Adrian Daub is the Barbara D. Finberg Director of the Clayman Institute, a position he began in 2019. A Stanford professor of comparative literature and German studies in the School of Humanities and Sciences, Daub also serves as director of the Andrew W. Mellon Program for Postdoctoral Studies in the Humanities. Previously, Daub has served as director of undergraduate studies for the Division of Literatures, Cultures and Languages, director of German Studies, and director of the Program in Feminist, Gender, and Sexuality Studies. Daub is the 11th director and the first man to lead the Clayman Institute for Gender Research.

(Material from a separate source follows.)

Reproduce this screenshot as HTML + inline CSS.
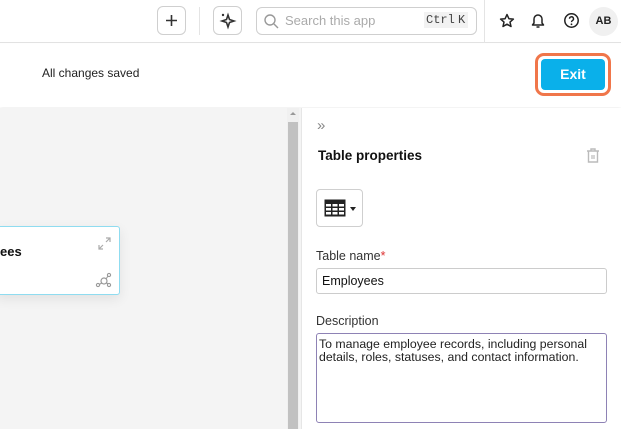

He writes about politics, literature, culture and universities for German newspapers and for Anglo-American outlets. Together with Laura Goode, he hosts the Clayman Institute’s podcast, The Feminist Present, which features weekly interviews with important feminist voices from across the world. His most recent book, The Dynastic Imagination: Family and Modernity in Nineteenth-Century Germany, offers an unexpected account of modern German intellectual history through frameworks of family and kinship. In 2020, he published What Tech Calls Thinking, an examination of the intellectual underpinnings of Silicon Valley and the tech industry.
His research focuses on the intersection of literature, music and philosophy, particularly in the nineteenth century. Daub’s book Uncivil Unions - The Metaphysics of Marriage in German Idealism and Romanticism explores German philosophical theories of marriage from Kant to Nietzsche. His recent book, Tristan's Shadow - Sexuality and the Total Work of Art, deals with eroticism in German opera after Wagner. Four-Handed Monsters ties the practice of four-hand piano playing to ideologies about gender, labor, and the family in nineteenth-century Europe. In addition, he has published articles on opera, film, and poetry, as well as literature and scandal. Together with Charles Kronengold he wrote The James Bond Songs: Pop Anthems of Late Capitalism.